Uganda’s Minister of Trade, Industry and Cooperatives, Amelia Kyambadde has said Ugandans and East Africans at large can now afford to buy new clothing, compared to the past decades when they preferred secondhand clothes due to poverty.
“East Africans want a new life. People are able to afford to buy new things,” Kyambadde said, adding that “the demand is now for new clothing.”
The minister’s statement came days ago as senior officials from Rwanda, Tanzania and Uganda argued in Washington that their collective phase-out of used clothing imports should not result in any loss of benefits from a US preferential trade programme – the African Growth and Opportunity Act (Agoa).
Minister Kyambadde said the development of local apparel manufacturing would create jobs along a value chain in the form of cotton growing, ginning, weaving, garment manufacturing and other forms of retail business.
Uganda, Tanzania and Rwanda are opposing an effort by a US business association to restrict their eligibility for Agoa.

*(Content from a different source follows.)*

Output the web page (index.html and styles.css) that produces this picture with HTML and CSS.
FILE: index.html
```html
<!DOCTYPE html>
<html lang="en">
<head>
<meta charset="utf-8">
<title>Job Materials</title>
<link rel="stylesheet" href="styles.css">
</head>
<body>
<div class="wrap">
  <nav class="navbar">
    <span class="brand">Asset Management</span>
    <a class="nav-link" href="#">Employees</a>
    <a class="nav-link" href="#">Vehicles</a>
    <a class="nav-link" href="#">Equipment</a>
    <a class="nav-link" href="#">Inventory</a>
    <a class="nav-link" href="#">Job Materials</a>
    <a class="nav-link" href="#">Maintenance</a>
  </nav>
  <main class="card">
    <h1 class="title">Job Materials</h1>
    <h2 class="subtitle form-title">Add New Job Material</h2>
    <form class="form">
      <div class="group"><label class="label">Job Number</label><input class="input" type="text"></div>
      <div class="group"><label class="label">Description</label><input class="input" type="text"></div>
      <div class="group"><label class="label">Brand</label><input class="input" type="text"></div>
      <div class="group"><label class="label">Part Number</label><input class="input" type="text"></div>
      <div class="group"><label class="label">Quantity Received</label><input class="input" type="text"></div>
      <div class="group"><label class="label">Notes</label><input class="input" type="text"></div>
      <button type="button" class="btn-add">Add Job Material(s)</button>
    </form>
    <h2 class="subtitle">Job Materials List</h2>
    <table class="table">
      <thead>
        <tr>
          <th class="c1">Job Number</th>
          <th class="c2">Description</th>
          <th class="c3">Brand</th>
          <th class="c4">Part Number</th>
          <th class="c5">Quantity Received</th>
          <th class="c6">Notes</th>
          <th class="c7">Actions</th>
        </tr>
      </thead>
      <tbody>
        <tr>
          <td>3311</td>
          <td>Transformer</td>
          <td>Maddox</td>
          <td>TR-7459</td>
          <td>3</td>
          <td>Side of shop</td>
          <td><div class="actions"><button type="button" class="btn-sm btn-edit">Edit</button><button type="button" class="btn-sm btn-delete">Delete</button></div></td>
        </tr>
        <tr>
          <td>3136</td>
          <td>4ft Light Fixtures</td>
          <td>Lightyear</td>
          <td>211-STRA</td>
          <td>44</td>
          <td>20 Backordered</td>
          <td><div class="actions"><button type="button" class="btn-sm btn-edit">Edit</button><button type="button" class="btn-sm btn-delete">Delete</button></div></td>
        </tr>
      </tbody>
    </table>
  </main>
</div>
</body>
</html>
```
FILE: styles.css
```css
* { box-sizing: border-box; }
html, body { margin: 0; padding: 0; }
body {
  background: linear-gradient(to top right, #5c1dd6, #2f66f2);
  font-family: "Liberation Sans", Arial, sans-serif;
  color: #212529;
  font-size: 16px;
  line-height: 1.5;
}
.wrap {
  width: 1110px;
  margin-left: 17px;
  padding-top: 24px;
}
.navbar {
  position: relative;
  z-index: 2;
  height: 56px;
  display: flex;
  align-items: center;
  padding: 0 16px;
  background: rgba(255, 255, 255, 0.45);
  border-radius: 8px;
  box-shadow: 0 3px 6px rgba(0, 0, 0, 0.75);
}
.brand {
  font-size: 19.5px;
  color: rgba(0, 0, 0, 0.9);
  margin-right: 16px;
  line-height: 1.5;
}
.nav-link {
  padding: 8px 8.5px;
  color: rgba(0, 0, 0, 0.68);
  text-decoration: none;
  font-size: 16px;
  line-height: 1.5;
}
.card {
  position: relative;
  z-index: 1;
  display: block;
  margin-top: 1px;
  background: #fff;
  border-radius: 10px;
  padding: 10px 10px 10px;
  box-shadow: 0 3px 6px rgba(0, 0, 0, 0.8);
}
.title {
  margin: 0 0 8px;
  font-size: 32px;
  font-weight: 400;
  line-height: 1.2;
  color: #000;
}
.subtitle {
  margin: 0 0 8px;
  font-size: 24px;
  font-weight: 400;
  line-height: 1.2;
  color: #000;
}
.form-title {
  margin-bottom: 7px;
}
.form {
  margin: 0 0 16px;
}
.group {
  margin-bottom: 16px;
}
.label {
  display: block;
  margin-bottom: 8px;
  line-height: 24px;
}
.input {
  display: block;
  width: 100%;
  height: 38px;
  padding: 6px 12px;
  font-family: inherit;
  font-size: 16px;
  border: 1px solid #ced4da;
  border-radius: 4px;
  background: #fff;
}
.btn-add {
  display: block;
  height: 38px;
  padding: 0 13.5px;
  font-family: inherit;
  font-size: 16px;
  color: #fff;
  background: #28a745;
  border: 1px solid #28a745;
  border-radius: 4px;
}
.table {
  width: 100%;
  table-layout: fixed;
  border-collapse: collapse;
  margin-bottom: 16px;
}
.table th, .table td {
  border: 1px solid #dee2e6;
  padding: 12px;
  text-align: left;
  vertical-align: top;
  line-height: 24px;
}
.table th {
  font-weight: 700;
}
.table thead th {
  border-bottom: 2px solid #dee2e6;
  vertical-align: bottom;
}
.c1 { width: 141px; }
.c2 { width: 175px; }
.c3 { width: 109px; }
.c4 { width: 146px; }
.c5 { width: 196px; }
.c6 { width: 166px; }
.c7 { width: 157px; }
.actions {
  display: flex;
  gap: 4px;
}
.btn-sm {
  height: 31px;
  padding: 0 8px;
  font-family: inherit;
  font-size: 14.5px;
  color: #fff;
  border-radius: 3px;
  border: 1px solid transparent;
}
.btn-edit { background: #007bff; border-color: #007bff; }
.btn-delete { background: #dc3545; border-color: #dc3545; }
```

The Secondary Materials and Recycled Textiles Association (Smart) filed a petition with US trade authorities in March urging that the three countries, along with fellow EAC member Kenya, be deemed ineligible for Agoa’s allowance of duty-free textile and apparel exports to the US market.
Lawrence Bogard, an attorney representing Smart, warned at the recent US government inquiry that the association’s member companies would suffer major losses in jobs and revenues if the EAC bans the importation of used-clothing.

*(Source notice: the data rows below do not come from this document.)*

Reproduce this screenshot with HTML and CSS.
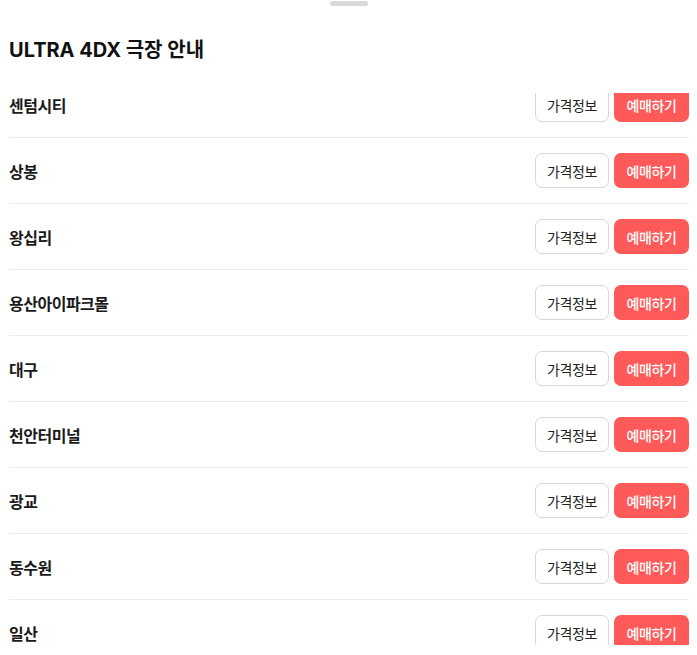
FILE: index.html
```html
<!DOCTYPE html>
<html lang="ko">
<head>
<meta charset="utf-8">
<link rel="stylesheet" href="styles.css">
</head>
<body>
<div class="sheet">
  <div class="handle"></div>
  <h1 class="title">ULTRA 4DX 극장 안내</h1>
  <div class="scroller">
    <ul class="list">
      <li class="row"><span class="name">센텀시티</span><div class="actions"><button class="btn btn-info">가격정보</button><button class="btn btn-book">예매하기</button></div></li>
      <li class="row"><span class="name">상봉</span><div class="actions"><button class="btn btn-info">가격정보</button><button class="btn btn-book">예매하기</button></div></li>
      <li class="row"><span class="name">왕십리</span><div class="actions"><button class="btn btn-info">가격정보</button><button class="btn btn-book">예매하기</button></div></li>
      <li class="row"><span class="name">용산아이파크몰</span><div class="actions"><button class="btn btn-info">가격정보</button><button class="btn btn-book">예매하기</button></div></li>
      <li class="row"><span class="name">대구</span><div class="actions"><button class="btn btn-info">가격정보</button><button class="btn btn-book">예매하기</button></div></li>
      <li class="row"><span class="name">천안터미널</span><div class="actions"><button class="btn btn-info">가격정보</button><button class="btn btn-book">예매하기</button></div></li>
      <li class="row"><span class="name">광교</span><div class="actions"><button class="btn btn-info">가격정보</button><button class="btn btn-book">예매하기</button></div></li>
      <li class="row"><span class="name">동수원</span><div class="actions"><button class="btn btn-info">가격정보</button><button class="btn btn-book">예매하기</button></div></li>
      <li class="row"><span class="name">일산</span><div class="actions"><button class="btn btn-info">가격정보</button><button class="btn btn-book">예매하기</button></div></li>
    </ul>
  </div>
</div>
</body>
</html>
```
FILE: styles.css
```css
* { box-sizing: border-box; }
html, body {
  margin: 0;
  padding: 0;
  background: #fff;
  font-family: "Inter", "Noto Sans CJK KR", sans-serif;
  color: #111;
}
.sheet {
  width: 697px;
  height: 655px;
  padding: 0 8px 0 9px;
  display: flex;
  flex-direction: column;
  overflow: hidden;
}
.handle {
  width: 38px;
  height: 5px;
  border-radius: 3px;
  background: #d9d9d9;
  margin: 1px auto 0;
  flex: none;
}
.title {
  margin: 32px 0 0;
  font-size: 20px;
  line-height: 24px;
  font-weight: 700;
  color: #111;
  flex: none;
}
.scroller {
  margin-top: 31px;
  height: 552px;
  overflow: hidden;
  flex: none;
}
.list {
  list-style: none;
  margin: -21px 0 0;
  padding: 0;
}
.row {
  display: flex;
  align-items: center;
  justify-content: space-between;
  height: 66px;
  padding: 15px 0;
  border-bottom: 1px solid #ececec;
}
.name {
  font-family: "Noto Sans CJK KR", sans-serif;
  font-size: 16px;
  font-weight: 700;
  letter-spacing: -0.5px;
  color: #1a1a1a;
}
.actions {
  display: flex;
  gap: 5px;
}
.btn {
  height: 35px;
  border-radius: 7px;
  font-family: "Noto Sans CJK KR", sans-serif;
  font-size: 14px;
  letter-spacing: -0.4px;
  padding: 0;
  cursor: pointer;
}
.btn-info {
  width: 74px;
  background: #fff;
  border: 1px solid #d8d8d8;
  color: #222;
  font-weight: 400;
}
.btn-book {
  width: 75px;
  background: #ff5a5a;
  border: none;
  color: #fff;
  font-weight: 500;
}
```
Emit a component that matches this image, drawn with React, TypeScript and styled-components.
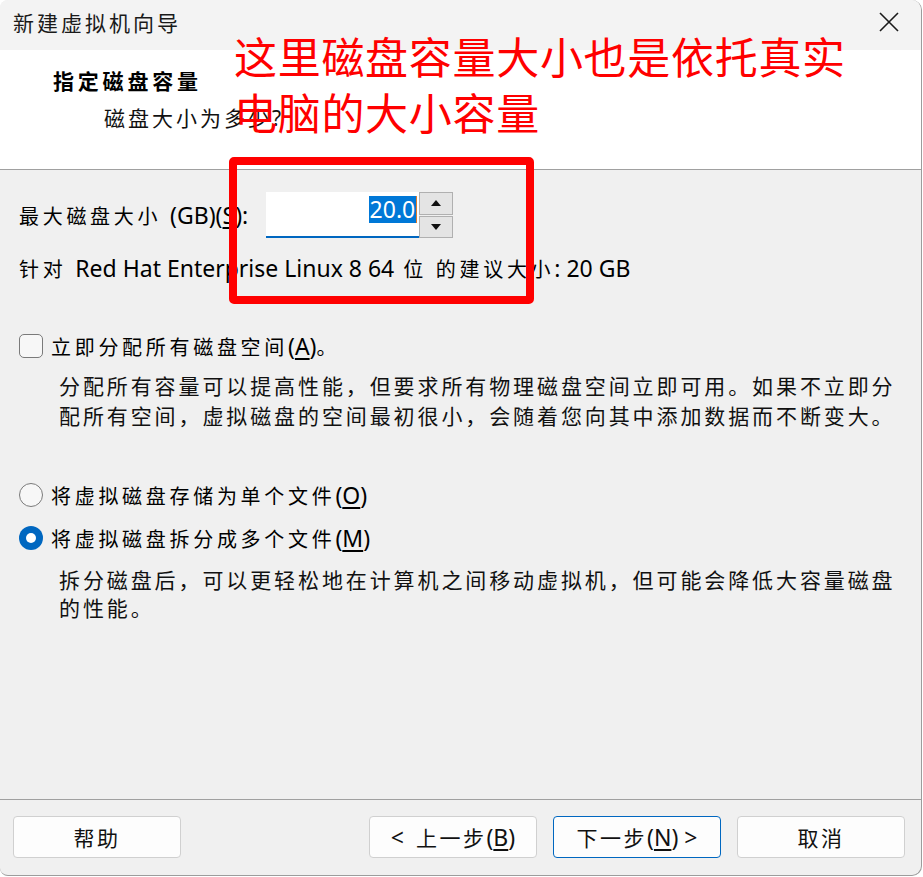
import React from "react";
import styled, { createGlobalStyle } from "styled-components";

const Global = createGlobalStyle`
  html, body { margin: 0; padding: 0; background: #ffffff; }
  body { font-family: "Noto Sans", "Noto Sans CJK SC", sans-serif; }
`;

const CJK = `"Noto Sans", "Noto Sans CJK SC", sans-serif`;

const Window = styled.div`
  position: relative;
  box-sizing: border-box;
  width: 922px;
  height: 876px;
  background: #f0f0f0;
  border-right: 1px solid #9c9c9c;
  border-bottom: 1px solid #9c9c9c;
  border-radius: 8px 10px 10px 8px;
  overflow: hidden;
  display: flex;
  flex-direction: column;
  color: #000;
`;

const TitleBar = styled.div`
  height: 50px;
  flex: none;
  background: #f3f3f3;
  display: flex;
  align-items: center;
  justify-content: space-between;
  padding: 0 22px 6px 13px;
  box-sizing: border-box;
`;

const TitleText = styled.div`
  font-family: ${CJK};
  font-size: 21px;
  letter-spacing: 3px;
  color: #1a1a1a;
`;

const Header = styled.div`
  height: 120px;
  flex: none;
  box-sizing: border-box;
  background: #ffffff;
  border-bottom: 1px solid #a0a0a0;
  padding: 16px 0 0 53px;
  display: flex;
  flex-direction: column;
`;

const HeaderTitle = styled.div`
  font-family: ${CJK};
  font-weight: 700;
  font-size: 21px;
  letter-spacing: 3.8px;
  line-height: 30px;
`;

const HeaderSub = styled.div`
  font-family: ${CJK};
  font-size: 21px;
  letter-spacing: 3px;
  line-height: 30px;
  margin: 7px 0 0 51px;
  color: #111;
`;

const Body = styled.div`
  flex: 1;
  display: flex;
  flex-direction: column;
  padding-left: 19px;
`;

const Text = styled.span`
  font-family: ${CJK};
  font-size: 20px;
  letter-spacing: 3.7px;
`;

const Latin = styled.span`
  font-family: "Noto Sans", sans-serif;
  font-size: 23px;
  letter-spacing: 0;
`;

const U = styled.span`
  text-decoration: underline;
  text-decoration-thickness: 1.5px;
  text-underline-offset: 3px;
`;

const SizeRow = styled.div`
  margin-top: 22px;
  height: 46px;
  display: flex;
  align-items: center;
`;

const Input = styled.div`
  margin-left: 18px;
  width: 153px;
  height: 46px;
  box-sizing: border-box;
  background: #fff;
  border-bottom: 2px solid #0067c0;
  display: flex;
  justify-content: flex-end;
  align-items: flex-start;
  padding: 4px 2px 0 0;
`;

const Selected = styled.span`
  font-family: "Noto Sans", sans-serif;
  font-size: 23px;
  line-height: 27px;
  height: 27px;
  background: #0078d7;
  color: #fff;
  padding: 0 1px;
  border-right: 1px solid #e07b2a;
`;

const Spinner = styled.div`
  width: 34px;
  height: 46px;
  display: flex;
  flex-direction: column;
  gap: 1px;
  align-self: center;
`;

const SpinBtn = styled.div`
  flex: 1;
  box-sizing: border-box;
  background: #e4e4e4;
  border: 1px solid #b0b0b0;
  display: flex;
  align-items: center;
  justify-content: center;
`;

const Arrow = styled.div<{ $up?: boolean }>`
  width: 0;
  height: 0;
  border-left: 5px solid transparent;
  border-right: 5px solid transparent;
  ${(p) => (p.$up ? "border-bottom: 6px solid #111;" : "border-top: 6px solid #111;")}
`;

const Line = styled.div<{ $mt: number }>`
  margin-top: ${(p) => p.$mt}px;
  height: 30px;
  display: flex;
  align-items: center;
`;

const OptionRow = styled.div<{ $mt: number }>`
  margin-top: ${(p) => p.$mt}px;
  height: 30px;
  display: flex;
  align-items: center;
  gap: 8px;
`;

const Checkbox = styled.div`
  width: 24px;
  height: 24px;
  box-sizing: border-box;
  border: 1.5px solid #7a7a7a;
  border-radius: 5px;
  background: #f7f7f7;
`;

const Radio = styled.div<{ $on?: boolean }>`
  width: 24px;
  height: 24px;
  box-sizing: border-box;
  border-radius: 50%;
  display: flex;
  align-items: center;
  justify-content: center;
  ${(p) =>
    p.$on
      ? "background: #0067c0; border: none;"
      : "background: #f7f7f7; border: 1.5px solid #7a7a7a;"}
`;

const Dot = styled.div`
  width: 10px;
  height: 10px;
  border-radius: 50%;
  background: #fff;
`;

const Desc = styled.div<{ $mt: number; $lh: number }>`
  margin: ${(p) => p.$mt}px 0 0 40px;
  font-family: ${CJK};
  font-size: 21px;
  letter-spacing: 2.9px;
  line-height: ${(p) => p.$lh}px;
  width: 850px;
  color: #111;
`;

const Footer = styled.div`
  flex: none;
  height: 76px;
  box-sizing: border-box;
  border-top: 1px solid #a0a0a0;
  padding: 16px 16px 0 13px;
  display: flex;
  gap: 16px;
`;

const Button = styled.div<{ $primary?: boolean; $push?: boolean }>`
  width: 168px;
  height: 42px;
  box-sizing: border-box;
  background: #fdfdfd;
  border: 1px solid ${(p) => (p.$primary ? "#0067c0" : "#d0d0d0")};
  border-radius: 4px;
  display: flex;
  align-items: center;
  justify-content: center;
  font-family: ${CJK};
  font-size: 21px;
  letter-spacing: 2.5px;
  color: #111;
  ${(p) => (p.$push ? "margin-left: auto;" : "")}
`;

const Annotation = styled.div`
  position: absolute;
  left: 234px;
  top: 27px;
  font-family: "Noto Sans CJK SC", sans-serif;
  font-size: 43px;
  letter-spacing: 0.7px;
  line-height: 56px;
  color: #ff0000;
`;

const RedBox = styled.div`
  position: absolute;
  left: 229px;
  top: 157px;
  width: 305px;
  height: 147px;
  box-sizing: border-box;
  border: 8px solid #ff0000;
  border-radius: 5px;
`;

const CloseIcon = () => (
  <svg width="20" height="20" viewBox="0 0 20 20">
    <path d="M1 1 L19 19 M19 1 L1 19" stroke="#1a1a1a" strokeWidth="1.6" />
  </svg>
);

export default function App() {
  return (
    <>
      <Global />
      <Window>
        <TitleBar>
          <TitleText>新建虚拟机向导</TitleText>
          <CloseIcon />
        </TitleBar>
        <Header>
          <HeaderTitle>指定磁盘容量</HeaderTitle>
          <HeaderSub>磁盘大小为多少?</HeaderSub>
        </Header>
        <Body>
          <SizeRow>
            <Text>
              最大磁盘大小 <Latin>(GB)(<U>S</U>):</Latin>
            </Text>
            <Input>
              <Selected>20.0</Selected>
            </Input>
            <Spinner>
              <SpinBtn>
                <Arrow $up />
              </SpinBtn>
              <SpinBtn>
                <Arrow />
              </SpinBtn>
            </Spinner>
          </SizeRow>
          <Line $mt={15}>
            <Text>
              针对 <Latin>Red Hat Enterprise Linux 8 64</Latin> 位 的建议大小<Latin>: 20 GB</Latin>
            </Text>
          </Line>
          <OptionRow $mt={48}>
            <Checkbox />
            <Text>
              立即分配所有磁盘空间<Latin>(<U>A</U>)</Latin>。
            </Text>
          </OptionRow>
          <Desc $mt={10} $lh={30}>
            分配所有容量可以提高性能，但要求所有物理磁盘空间立即可用。如果不立即分配所有空间，虚拟磁盘的空间最初很小，会随着您向其中添加数据而不断变大。
          </Desc>
          <OptionRow $mt={49}>
            <Radio />
            <Text>
              将虚拟磁盘存储为单个文件<Latin>(<U>O</U>)</Latin>
            </Text>
          </OptionRow>
          <OptionRow $mt={13}>
            <Radio $on>
              <Dot />
            </Radio>
            <Text>
              将虚拟磁盘拆分成多个文件<Latin>(<U>M</U>)</Latin>
            </Text>
          </OptionRow>
          <Desc $mt={13} $lh={28}>
            拆分磁盘后，可以更轻松地在计算机之间移动虚拟机，但可能会降低大容量磁盘的性能。
          </Desc>
        </Body>
        <Footer>
          <Button>帮助</Button>
          <Button $push>
            <Latin>&lt;&nbsp;&nbsp;</Latin>上一步<Latin>(<U>B</U>)</Latin>
          </Button>
          <Button $primary>
            下一步<Latin>(<U>N</U>)&nbsp;&gt;</Latin>
          </Button>
          <Button>取消</Button>
        </Footer>
        <Annotation>
          这里磁盘容量大小也是依托真实
          <br />
          电脑的大小容量
        </Annotation>
        <RedBox />
      </Window>
    </>
  );
}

Kenya would have far more to lose from suspension of its duty-free textile export privileges under Agoa than would any of the other EAC countries. The country sold USD 394 million worth of textiles and clothing on the US market last year, compared to the total USD43 million sum of Agoa trade for Rwanda, Tanzania and Uganda.
The opposing parties presented their comments to a panel of representatives of six US government agencies: the departments of Commerce, Labour, Treasury and State, as well as the US Agency for International Development and the Office of the US Trade Representative.
The US president Donald Trump has vowed to oppose any trade initiative that he deems injurious to American interests. And Smart seeks to depict the EAC ban on used-clothing imports as a threat to thousands of US jobs.
Tanzania’s and Uganda have doubled levies on used-clothing imports — from $0.20 to $0.40 per kilogramme, while Rwanda has increased levies to USD2.5 from USD0.20. These increases, the US secondhand clothing exporters say, go against the rules of the World Trade Organisation.
EAC countries’ countries dispute Smart’s contention that the used-clothing action violates two of Agoa’s eligibility criteria.
The 17-year-old programme requires participant countries to have achieved “elimination of barriers to US trade” or be making progress in that direction. Agoa also stipulates that benefit-recipient countries should be moving toward a “market-based economy.”
The EAC countries decided to adopt the used clothing import phase-out as a means of encouraging development of their own textile manufacturing sectors, said Uganda Trade Minister Amelia Kyambadde, who spoke in her capacity as chair of the EAC’s Council of Ministers.
“Industrialisation is a strategic pillar of EAC integration,” Ms Kyambadde said, adding that the heads of state decided that textiles and footwear manufacturing is a priority as growth of those sectors would create many more jobs in East Africa than will be lost through the shutdown of local businesses involved in the used-clothing trade.